Mortgage equity withdrawal kept families afloat

Mortgage equity withdrawal kept families afloat

New research from Durham University shows the extent to which some UK homeowners are exposed to the credit crisis because their lifestyles have been funded by withdrawing equity from property.

The study, which examined the borrowing patterns of over 8,000 households between 2001 and 2005, revealed that in any year around 40% of homeowners increased their mortgage borrowing, despite having not moved home.

The average rise was between £5,000 and £7,500 in a year.

However, the results show that the money was not spent on so called “champagne moments”, such as new cars and expensive holidays but was more likely to be used to support children, deal with a fall in income, or meet the costs of relationship breakdown.

According to Durham University’s Professor Susan Smith, the credit crunch is a welfare disaster for households that have previously relied on borrowing against the value of their homes to remain solvent.

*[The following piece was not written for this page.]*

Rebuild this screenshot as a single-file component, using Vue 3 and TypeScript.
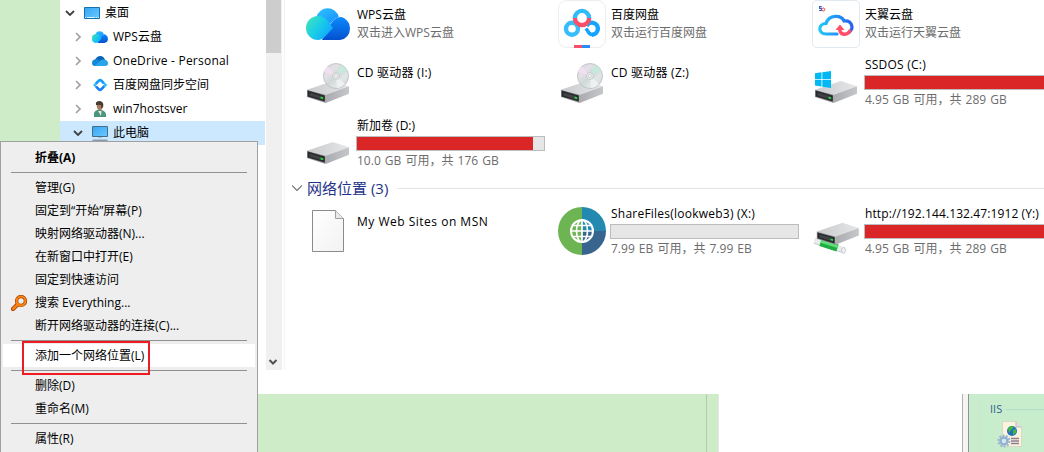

Professor Smith suggests that the financial crisis could produce a crisis of welfare, as homeowners lose the option to transfer housing wealth into spending money.

She is predicting that the loss of the home as a family’s most significant asset base will drive more people into debt.

Latest figures from the Council of Mortgage Lenders show that in October remortgage approvals rose to 70,000 and were worth £9.4 billion, representing an increase of 12% in volume and 11% in value on September.

Annually both figures declined: by 31% for volume and 28% for value.